Si l’on s’intéresse à la charcuterie, par exemple, on constate que l’on dépense sans compter des deux côtés de la frontière linguistique : 475€ en Flandre et 468€ en Wallonie par an et par ménage. Bruxelles, avec tous ses étrangers eurocrates qui ne comprennent rien au filet américain, au filet d’Anvers ou aux pâtés queue de charrue, ne dépense qu’un maigre 300€, tout comme les Français (357€ selon l’INSEE [XLS]).

Et Bruxelles ?

En plus d’être la plus importante des capitales de l’Union Européenne, Bruxelles est à la fois la capitale de la région flamande et la principale ville francophone. Véritable nœud gordien des relations entre communautés linguistiques, la ville semble être au cœur des revendications des uns et des supplications des autres.

L’application permet de choisir où vous souhaitez voir Bruxelles : indépendante, wallonne ou flamande. On constate qu’en dehors du tourisme, où Bruxelles et la Flandre concentrent la majeure partie des nuitées, et du nombre d’étrangers, faire varier l’appartenance de la ville vers l’une ou l’autre région n’influence que peu les équilibres.

On pourrait penser que cet état de fait tient à la relative pauvreté de la ville. Son centre, loin d’exulter de richesses comme à Trafalgar Square ou à la Concorde, fait plutôt penser à une ville post-socialiste ayant raté sa reconversion. Comparée à Anvers, principale ville de Flandre, Bruxelles n’attire pas l’oeil. Plus pauvre relativement au nombre d’habitants, c’est à se demander pourquoi son statut importe tant aux deux camps.

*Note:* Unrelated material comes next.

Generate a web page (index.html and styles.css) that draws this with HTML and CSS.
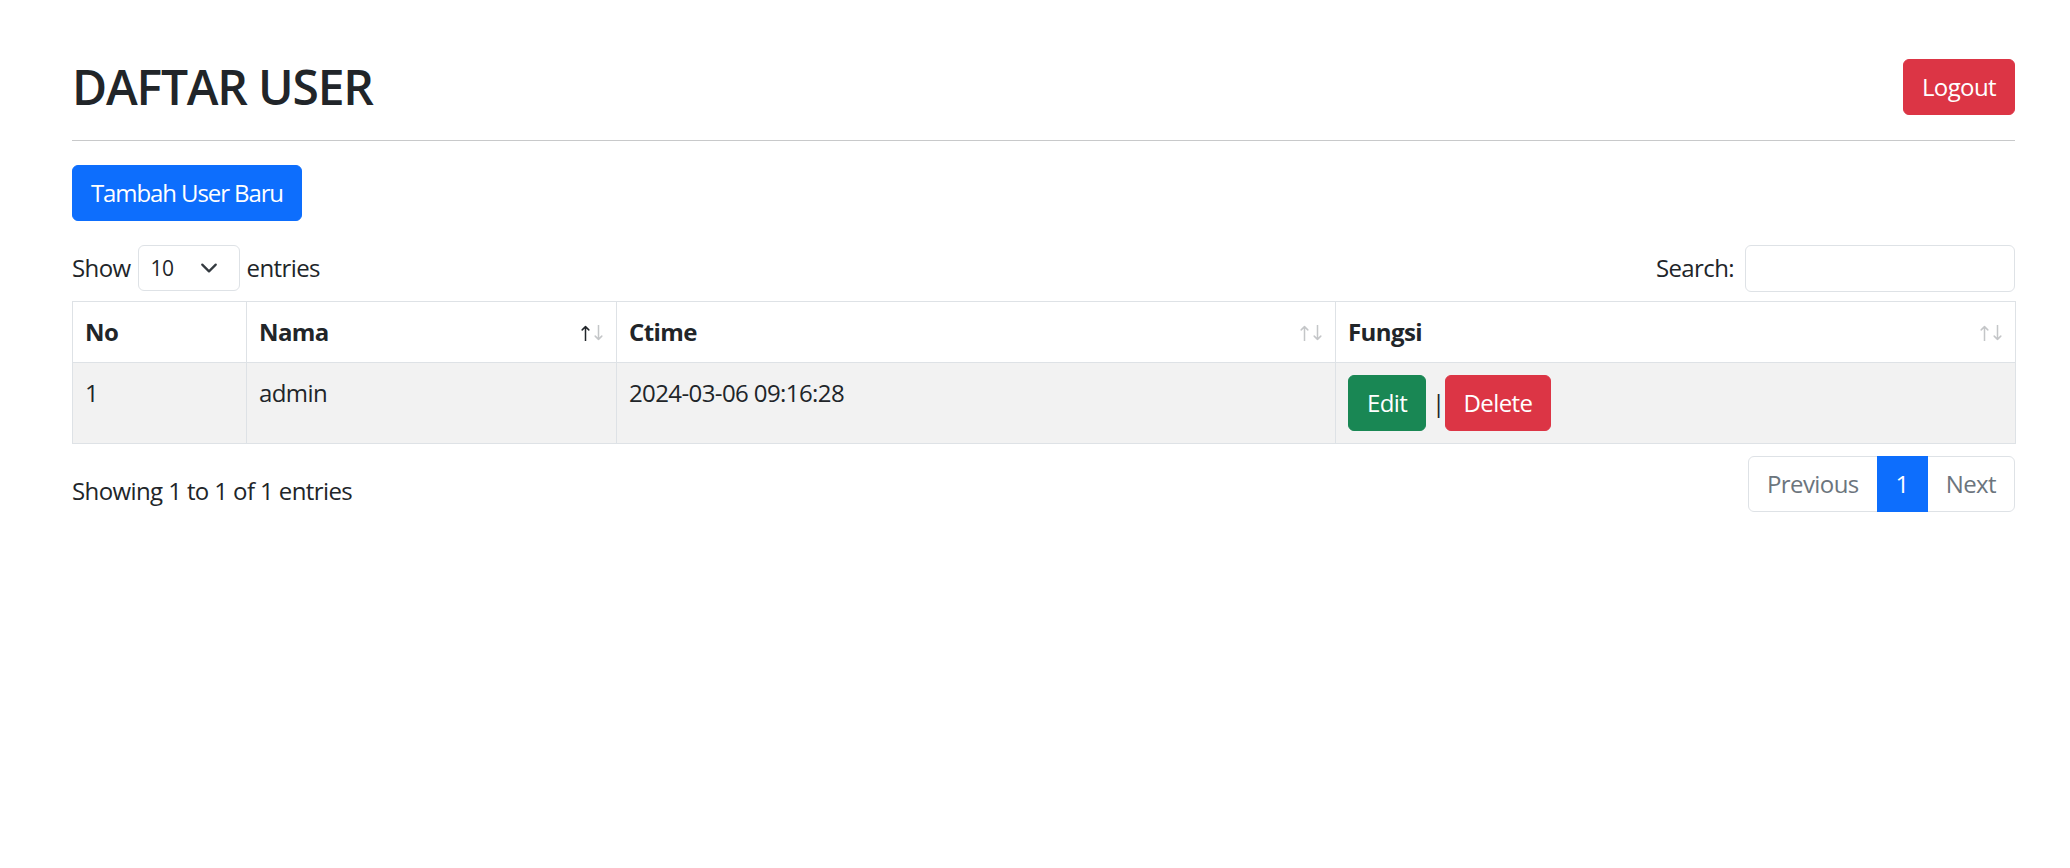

La raison tient au découpage anachronique des frontières administratives. Tout comme il est inconcevable de limiter Paris à ce qu’on trouve à l’intérieur du périphérique, la région Bruxelles-Capitale souffre d’atrophie sur ses 160 km² (à peine 50% de plus que Paris intra-muros). Prise dans son ensemble, la métropole bruxelloise retrouve l’étoffe d’une ville d’importance mondiale, produisant le quart de la richesse belge.

Le problème de la ville tient à son corset flamand : l’arrondissement Bruxelles-Hal-Vilvorde (BHV), situé en Flandre, accueille l’expansion territoriale de la capitale et concentre en particulier ses plus gros contribuables qui, à la manière d’une ville américaine, délaissent le centre. Bruxelles se trouve ainsi à cheval entre la Flandre et la région Bruxelles-Capitale, ce qui ne facilite pas la division du pays et explique pourquoi la scission de BHV monopolise depuis plus de 3 ans la vie politique du pays.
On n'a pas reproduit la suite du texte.